Future studies might research cross-hospital training using federated learning, semi-supervised learning to integrate unlabeled data, and diagnostic integration through explainable AI interfaces customized based on physician input.
5. Conclusions
In this study, a biomimetic DL-based image classification model was developed to automatically identify GI lesions from endoscopic images using CNNs.
There were compared several deep learning models for automatic classification of gastrointestinal polyps in endoscopic images. It was performed with the aim to identify the architecture that provides the best results in accuracy and generalization ability. Actual state-of-the-art CNN models such as ResNet50 [
18], DenseNet121 [
31], MobileNetV2 [
32] were used for training.
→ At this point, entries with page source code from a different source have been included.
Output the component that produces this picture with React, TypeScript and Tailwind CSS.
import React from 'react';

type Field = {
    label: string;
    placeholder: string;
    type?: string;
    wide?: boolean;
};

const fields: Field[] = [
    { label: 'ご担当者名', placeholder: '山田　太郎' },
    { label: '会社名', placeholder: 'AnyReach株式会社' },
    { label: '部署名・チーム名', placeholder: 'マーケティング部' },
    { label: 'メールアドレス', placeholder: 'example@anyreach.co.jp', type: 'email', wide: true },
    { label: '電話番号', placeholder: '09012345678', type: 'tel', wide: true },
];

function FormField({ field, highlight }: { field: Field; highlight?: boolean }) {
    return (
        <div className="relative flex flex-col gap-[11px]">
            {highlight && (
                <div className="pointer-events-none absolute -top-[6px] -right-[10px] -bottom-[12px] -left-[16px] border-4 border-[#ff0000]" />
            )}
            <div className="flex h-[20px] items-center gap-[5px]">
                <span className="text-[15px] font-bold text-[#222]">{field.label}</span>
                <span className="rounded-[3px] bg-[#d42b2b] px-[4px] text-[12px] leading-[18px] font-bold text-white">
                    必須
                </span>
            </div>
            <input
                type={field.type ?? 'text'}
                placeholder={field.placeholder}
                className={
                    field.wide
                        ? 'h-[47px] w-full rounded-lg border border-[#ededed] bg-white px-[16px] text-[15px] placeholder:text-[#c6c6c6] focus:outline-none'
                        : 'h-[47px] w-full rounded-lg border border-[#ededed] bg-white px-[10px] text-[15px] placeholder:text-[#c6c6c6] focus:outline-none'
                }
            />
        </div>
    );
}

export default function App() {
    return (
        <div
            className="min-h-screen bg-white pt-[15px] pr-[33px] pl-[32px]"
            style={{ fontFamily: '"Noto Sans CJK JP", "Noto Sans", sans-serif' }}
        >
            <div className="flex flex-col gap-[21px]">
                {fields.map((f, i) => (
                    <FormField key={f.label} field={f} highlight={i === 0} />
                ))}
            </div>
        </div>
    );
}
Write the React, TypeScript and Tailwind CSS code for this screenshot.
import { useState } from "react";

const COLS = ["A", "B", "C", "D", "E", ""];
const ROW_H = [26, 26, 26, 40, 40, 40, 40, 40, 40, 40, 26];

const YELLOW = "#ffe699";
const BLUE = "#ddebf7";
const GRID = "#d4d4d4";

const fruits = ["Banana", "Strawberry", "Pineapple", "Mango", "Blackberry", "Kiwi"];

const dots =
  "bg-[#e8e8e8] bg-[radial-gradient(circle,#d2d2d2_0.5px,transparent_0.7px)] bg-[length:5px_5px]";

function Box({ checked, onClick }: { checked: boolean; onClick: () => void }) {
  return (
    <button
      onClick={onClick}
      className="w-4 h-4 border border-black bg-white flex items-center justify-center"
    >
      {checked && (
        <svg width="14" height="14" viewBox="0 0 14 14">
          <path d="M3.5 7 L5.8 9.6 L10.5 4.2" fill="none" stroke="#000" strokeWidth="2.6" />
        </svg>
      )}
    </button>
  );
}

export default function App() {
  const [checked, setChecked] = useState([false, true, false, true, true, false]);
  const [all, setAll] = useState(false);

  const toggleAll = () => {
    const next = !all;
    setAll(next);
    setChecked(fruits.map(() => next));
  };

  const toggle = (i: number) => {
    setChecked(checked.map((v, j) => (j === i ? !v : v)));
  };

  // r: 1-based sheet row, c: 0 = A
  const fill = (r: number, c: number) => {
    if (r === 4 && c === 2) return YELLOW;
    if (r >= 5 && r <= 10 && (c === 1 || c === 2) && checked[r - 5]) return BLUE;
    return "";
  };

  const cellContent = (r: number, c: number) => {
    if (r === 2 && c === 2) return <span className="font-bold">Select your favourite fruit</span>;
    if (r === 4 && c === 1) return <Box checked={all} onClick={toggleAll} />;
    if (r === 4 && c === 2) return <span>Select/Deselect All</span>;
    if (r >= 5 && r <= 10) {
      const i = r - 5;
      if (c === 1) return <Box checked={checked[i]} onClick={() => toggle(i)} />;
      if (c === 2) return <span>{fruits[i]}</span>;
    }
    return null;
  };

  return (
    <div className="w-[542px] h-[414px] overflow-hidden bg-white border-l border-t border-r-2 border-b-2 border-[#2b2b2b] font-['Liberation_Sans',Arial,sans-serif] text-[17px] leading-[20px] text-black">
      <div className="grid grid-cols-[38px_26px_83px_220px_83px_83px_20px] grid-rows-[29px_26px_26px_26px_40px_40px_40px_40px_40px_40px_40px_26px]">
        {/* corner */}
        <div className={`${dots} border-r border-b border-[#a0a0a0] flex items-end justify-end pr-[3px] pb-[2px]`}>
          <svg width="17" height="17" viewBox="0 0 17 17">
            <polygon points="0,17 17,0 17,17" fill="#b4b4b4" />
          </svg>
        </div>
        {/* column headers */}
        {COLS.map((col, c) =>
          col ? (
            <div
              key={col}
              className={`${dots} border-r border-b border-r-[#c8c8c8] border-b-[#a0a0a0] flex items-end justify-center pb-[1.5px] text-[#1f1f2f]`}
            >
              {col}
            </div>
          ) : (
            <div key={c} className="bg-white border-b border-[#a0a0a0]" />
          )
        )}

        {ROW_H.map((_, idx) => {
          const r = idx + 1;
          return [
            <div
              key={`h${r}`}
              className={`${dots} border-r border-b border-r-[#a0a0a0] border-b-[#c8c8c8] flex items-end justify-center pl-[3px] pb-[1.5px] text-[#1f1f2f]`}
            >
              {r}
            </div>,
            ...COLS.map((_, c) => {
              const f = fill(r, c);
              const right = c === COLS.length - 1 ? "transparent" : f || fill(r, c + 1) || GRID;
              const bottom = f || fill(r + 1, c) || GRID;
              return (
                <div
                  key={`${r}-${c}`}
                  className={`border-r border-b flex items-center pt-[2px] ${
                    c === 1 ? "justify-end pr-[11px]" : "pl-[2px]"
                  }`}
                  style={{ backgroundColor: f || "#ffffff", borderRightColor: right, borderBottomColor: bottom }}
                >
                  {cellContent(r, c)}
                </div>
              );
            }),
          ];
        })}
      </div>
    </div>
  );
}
Moreover, other architectures were also tested, some returned worse results due to overfitting.
Results show that the ResNet50 model obtained the best accuracy on the validation set, followed by MobileNetV2 and DenseNet121. The models were evaluated by accuracy and confusion matrix, their performances were compared in the previous chapter.
In order to assist users such as physicians, in
Figure 6, an interface was also designed that allows the selection of one of the trained models mentioned above. The interface allows the user to select an image they wish to assign to a class and visualize which class the image belongs to, based on the previously selected model.
Even though the training time was significant (between 2 and 4 hours for each model), some stable results were obtained, and the differences between the accuracy on the training and validation set were small for the well-optimized models, indicating good generalization.
In practice, the models performed well even on consumer-grade hardware, being tested on a Lenovo IdeaPad Gaming 3 laptop (RTX 3050, i5-12500H). The average inference time for an image was under one second, allowing these systems to be integrated into a real-time workflow without significant differences. It was observed that most classifications were correct, especially for classes well represented in the training data. Classes with large variations or few examples were harder to classify, indicating the need for additional data.
In conclusion, this research presents an efficient biomimetic AI-based pipeline for medical image classification, demonstrating strong potential for aiding colorectal cancer screening and improving diagnostic in clinical environments.